Task directions: Restate all the material verbatim, except for the pictures.

Collected material:
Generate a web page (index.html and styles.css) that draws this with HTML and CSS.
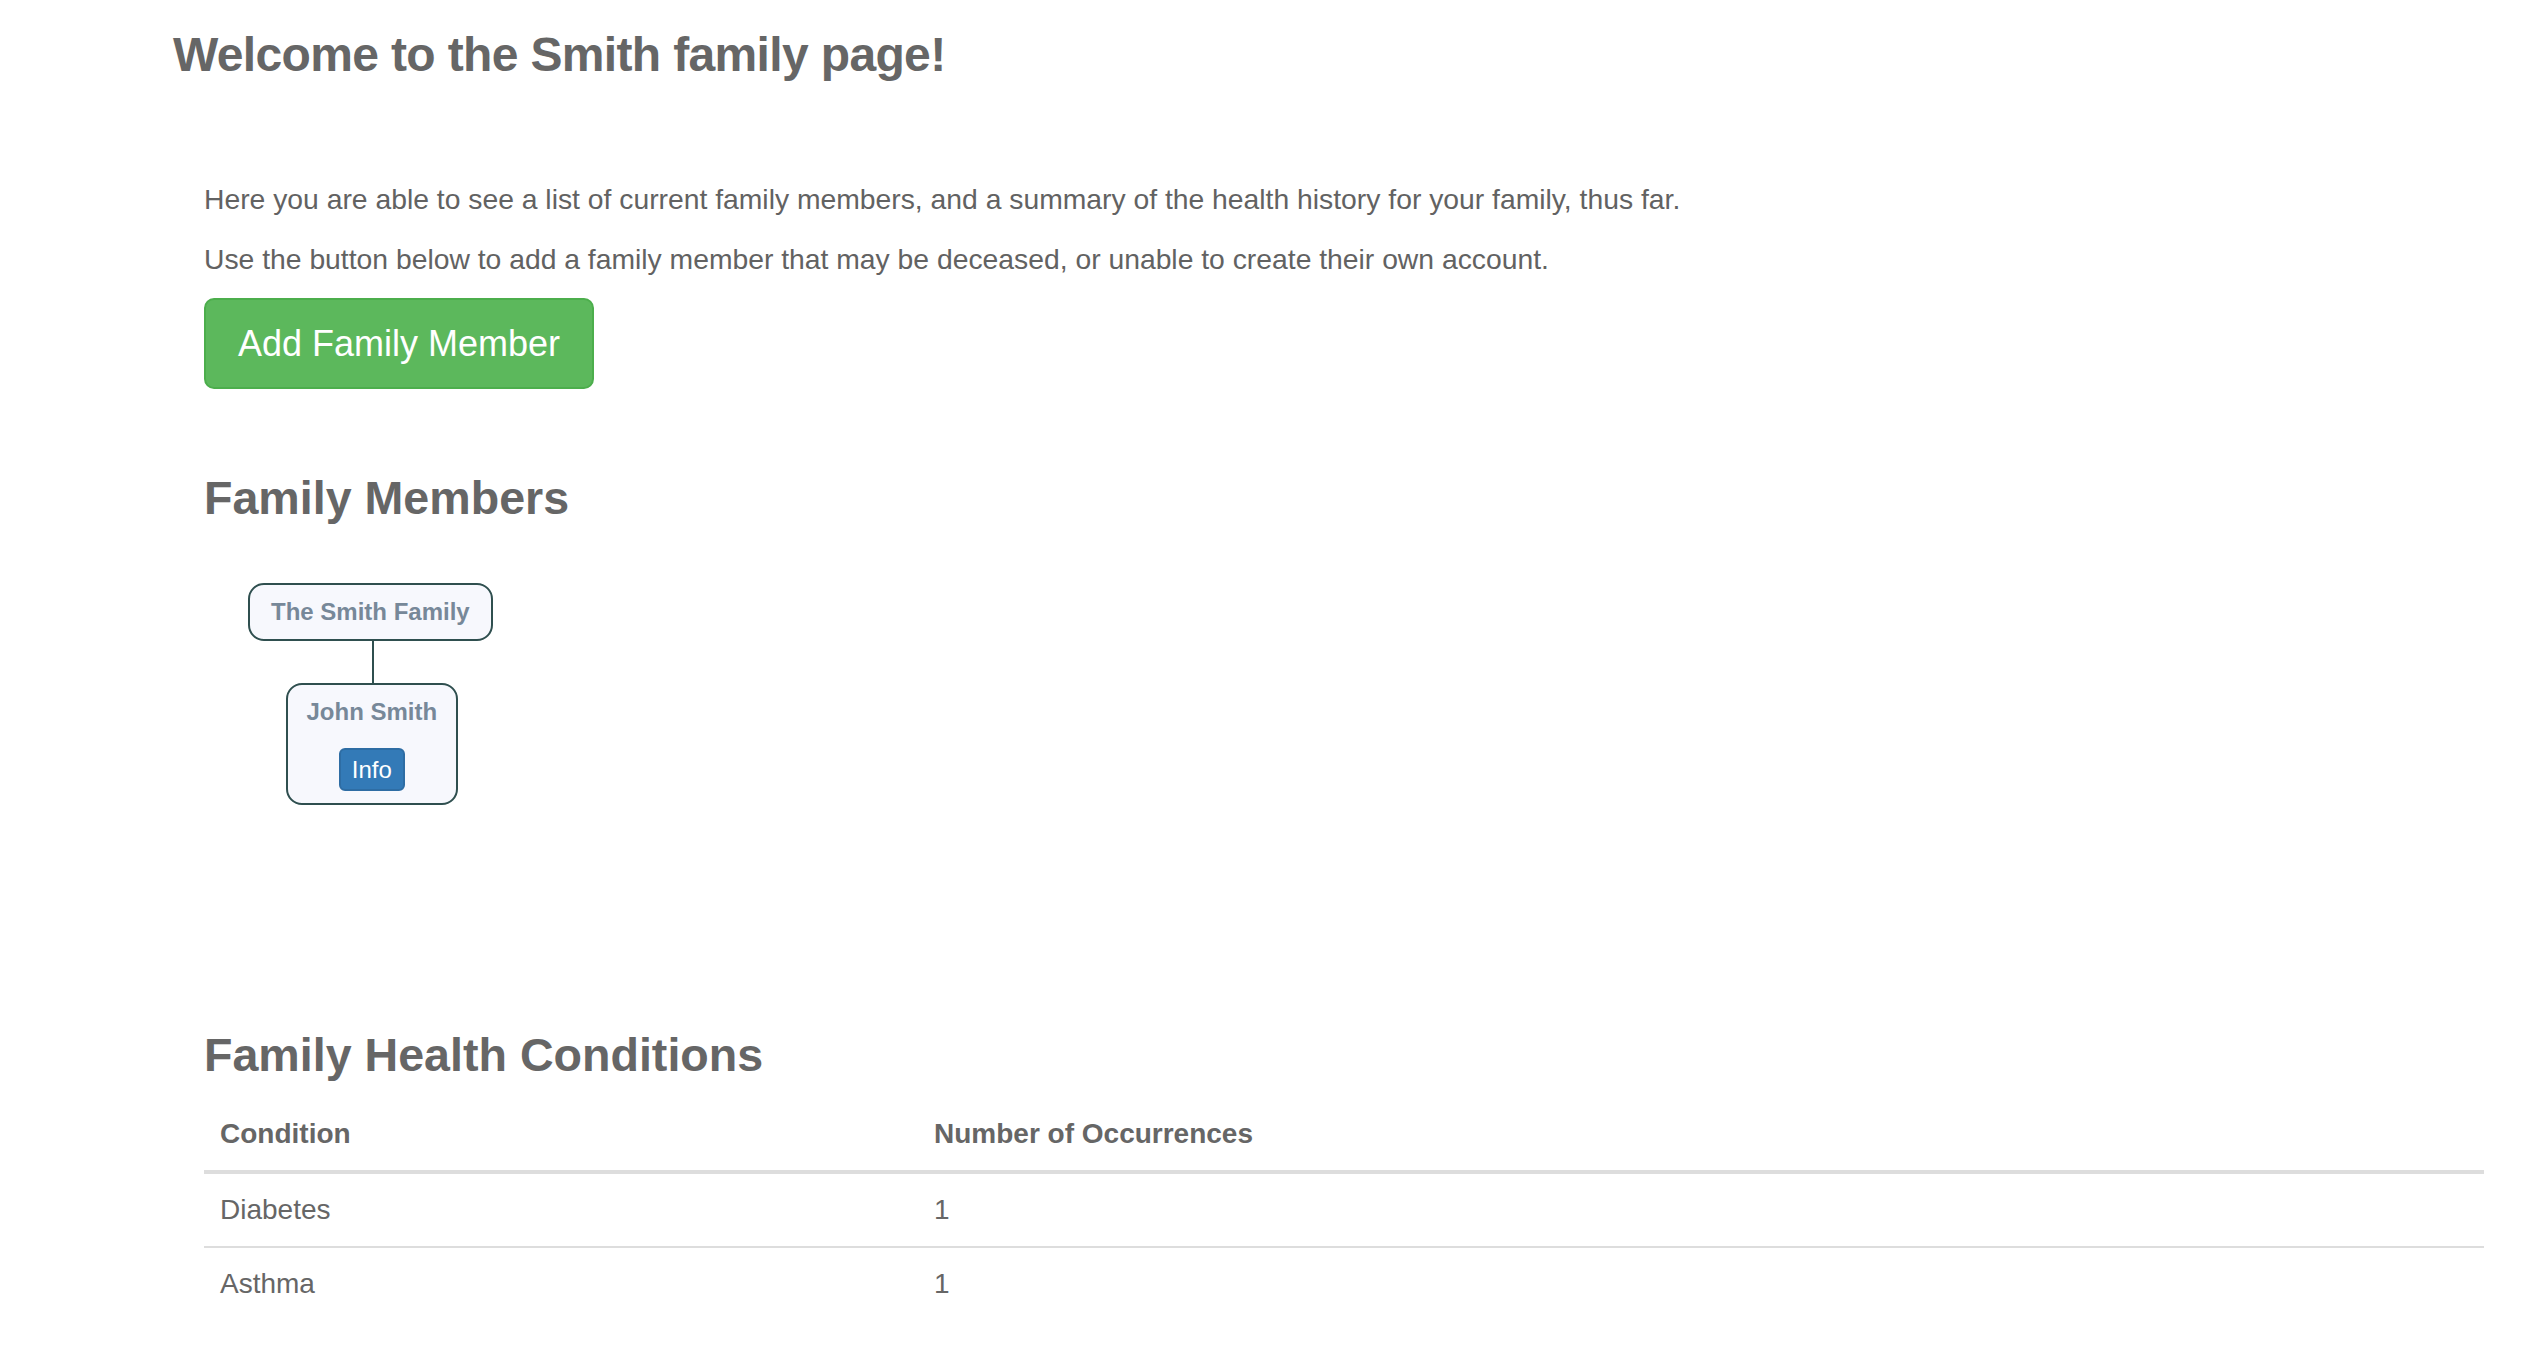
FILE: index.html
```html
<!DOCTYPE html>
<html lang="en">
<head>
<meta charset="utf-8">
<title>Smith family page</title>
<link rel="stylesheet" href="styles.css">
</head>
<body>
<header class="page-header">
  <h1 class="welcome">Welcome to the Smith family page!</h1>
</header>
<main class="content">
  <p class="intro intro-first">Here you are able to see a list of current family members, and a summary of the health history for your family, thus far.</p>
  <p class="intro">Use the button below to add a family member that may be deceased, or unable to create their own account.</p>
  <button class="btn-add" type="button">Add Family Member</button>

  <h2 class="section-title members-title">Family Members</h2>
  <div class="tree">
    <div class="node node-root">The Smith Family</div>
    <div class="connector"></div>
    <div class="node node-person">
      <span class="node-name">John Smith</span>
      <button class="btn-info" type="button">Info</button>
    </div>
  </div>

  <h2 class="section-title conditions-title">Family Health Conditions</h2>
  <table class="conditions">
    <thead>
      <tr><th class="col-condition">Condition</th><th>Number of Occurrences</th></tr>
    </thead>
    <tbody>
      <tr><td>Diabetes</td><td>1</td></tr>
      <tr><td>Asthma</td><td>1</td></tr>
    </tbody>
  </table>
</main>
</body>
</html>
```
FILE: styles.css
```css
html, body {
  margin: 0;
  padding: 0;
  background: #fff;
}
body {
  font-family: "Liberation Sans", Arial, Helvetica, sans-serif;
  color: #666;
}
.page-header {
  padding: 27px 0 0 173px;
}
.welcome {
  margin: 0;
  font-size: 48px;
  line-height: 55px;
  letter-spacing: -0.65px;
  font-weight: bold;
  color: #666;
}
.content {
  padding: 0 0 0 204px;
  width: 2280px;
}
.intro {
  margin: 0;
  font-size: 28.3px;
  line-height: 40px;
  color: #626262;
}
.intro-first {
  margin-top: 97px;
  margin-bottom: 20px;
}
.btn-add {
  display: inline-flex;
  align-items: center;
  box-sizing: border-box;
  height: 91px;
  margin-top: 19px;
  padding: 0 32px;
  font-family: inherit;
  font-size: 36px;
  color: #fff;
  background: #5cb85c;
  border: 2px solid #4cae4c;
  border-radius: 10px;
}
.section-title {
  margin: 0;
  font-size: 46.6px;
  line-height: 52px;
  font-weight: bold;
  color: #666;
}
.members-title {
  margin-top: 83px;
}
.tree {
  display: inline-flex;
  flex-direction: column;
  align-items: center;
  margin: 59px 0 0 44px;
}
.node {
  box-sizing: border-box;
  background: #f7f8fd;
  border: 2px solid #2f4f4f;
  border-radius: 16px;
  color: #778899;
  font-weight: bold;
  font-size: 24px;
}
.node-root {
  height: 58px;
  padding: 0 21px;
  display: flex;
  align-items: center;
}
.connector {
  width: 2px;
  height: 42px;
  margin-left: 6px;
  background: #2f4f4f;
}
.node-person {
  width: 172px;
  height: 122px;
  margin-left: 3px;
  display: flex;
  flex-direction: column;
  align-items: center;
  padding-top: 12px;
}
.node-name {
  line-height: 30px;
}
.btn-info {
  margin-top: 21px;
  box-sizing: border-box;
  height: 43px;
  padding: 0 11px;
  font-family: inherit;
  font-size: 24px;
  color: #fff;
  background: #337ab7;
  border: 2px solid #2e6da4;
  border-radius: 6px;
}
.conditions-title {
  display: block;
  margin-top: 224px;
}
.conditions {
  width: 2280px;
  margin-top: 17px;
  border-collapse: collapse;
  font-size: 28px;
  line-height: 40px;
  color: #666;
}
.conditions th,
.conditions td {
  text-align: left;
  padding: 16px;
  vertical-align: top;
}
.conditions th {
  font-weight: bold;
  border-bottom: 4px solid #ddd;
}
.conditions td {
  border-top: 2px solid #ddd;
}
.conditions tbody tr:first-child td {
  border-top: none;
}
.col-condition {
  width: 682px;
}
```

Reply to the task:
Generate a web page (index.html and styles.css) that draws this with HTML and CSS.
FILE: index.html
```html
<!DOCTYPE html>
<html lang="en">
<head>
<meta charset="utf-8">
<title>Smith family page</title>
<link rel="stylesheet" href="styles.css">
</head>
<body>
<header class="page-header">
  <h1 class="welcome">Welcome to the Smith family page!</h1>
</header>
<main class="content">
  <p class="intro intro-first">Here you are able to see a list of current family members, and a summary of the health history for your family, thus far.</p>
  <p class="intro">Use the button below to add a family member that may be deceased, or unable to create their own account.</p>
  <button class="btn-add" type="button">Add Family Member</button>

  <h2 class="section-title members-title">Family Members</h2>
  <div class="tree">
    <div class="node node-root">The Smith Family</div>
    <div class="connector"></div>
    <div class="node node-person">
      <span class="node-name">John Smith</span>
      <button class="btn-info" type="button">Info</button>
    </div>
  </div>

  <h2 class="section-title conditions-title">Family Health Conditions</h2>
  <table class="conditions">
    <thead>
      <tr><th class="col-condition">Condition</th><th>Number of Occurrences</th></tr>
    </thead>
    <tbody>
      <tr><td>Diabetes</td><td>1</td></tr>
      <tr><td>Asthma</td><td>1</td></tr>
    </tbody>
  </table>
</main>
</body>
</html>
```
FILE: styles.css
```css
html, body {
  margin: 0;
  padding: 0;
  background: #fff;
}
body {
  font-family: "Liberation Sans", Arial, Helvetica, sans-serif;
  color: #666;
}
.page-header {
  padding: 27px 0 0 173px;
}
.welcome {
  margin: 0;
  font-size: 48px;
  line-height: 55px;
  letter-spacing: -0.65px;
  font-weight: bold;
  color: #666;
}
.content {
  padding: 0 0 0 204px;
  width: 2280px;
}
.intro {
  margin: 0;
  font-size: 28.3px;
  line-height: 40px;
  color: #626262;
}
.intro-first {
  margin-top: 97px;
  margin-bottom: 20px;
}
.btn-add {
  display: inline-flex;
  align-items: center;
  box-sizing: border-box;
  height: 91px;
  margin-top: 19px;
  padding: 0 32px;
  font-family: inherit;
  font-size: 36px;
  color: #fff;
  background: #5cb85c;
  border: 2px solid #4cae4c;
  border-radius: 10px;
}
.section-title {
  margin: 0;
  font-size: 46.6px;
  line-height: 52px;
  font-weight: bold;
  color: #666;
}
.members-title {
  margin-top: 83px;
}
.tree {
  display: inline-flex;
  flex-direction: column;
  align-items: center;
  margin: 59px 0 0 44px;
}
.node {
  box-sizing: border-box;
  background: #f7f8fd;
  border: 2px solid #2f4f4f;
  border-radius: 16px;
  color: #778899;
  font-weight: bold;
  font-size: 24px;
}
.node-root {
  height: 58px;
  padding: 0 21px;
  display: flex;
  align-items: center;
}
.connector {
  width: 2px;
  height: 42px;
  margin-left: 6px;
  background: #2f4f4f;
}
.node-person {
  width: 172px;
  height: 122px;
  margin-left: 3px;
  display: flex;
  flex-direction: column;
  align-items: center;
  padding-top: 12px;
}
.node-name {
  line-height: 30px;
}
.btn-info {
  margin-top: 21px;
  box-sizing: border-box;
  height: 43px;
  padding: 0 11px;
  font-family: inherit;
  font-size: 24px;
  color: #fff;
  background: #337ab7;
  border: 2px solid #2e6da4;
  border-radius: 6px;
}
.conditions-title {
  display: block;
  margin-top: 224px;
}
.conditions {
  width: 2280px;
  margin-top: 17px;
  border-collapse: collapse;
  font-size: 28px;
  line-height: 40px;
  color: #666;
}
.conditions th,
.conditions td {
  text-align: left;
  padding: 16px;
  vertical-align: top;
}
.conditions th {
  font-weight: bold;
  border-bottom: 4px solid #ddd;
}
.conditions td {
  border-top: 2px solid #ddd;
}
.conditions tbody tr:first-child td {
  border-top: none;
}
.col-condition {
  width: 682px;
}
```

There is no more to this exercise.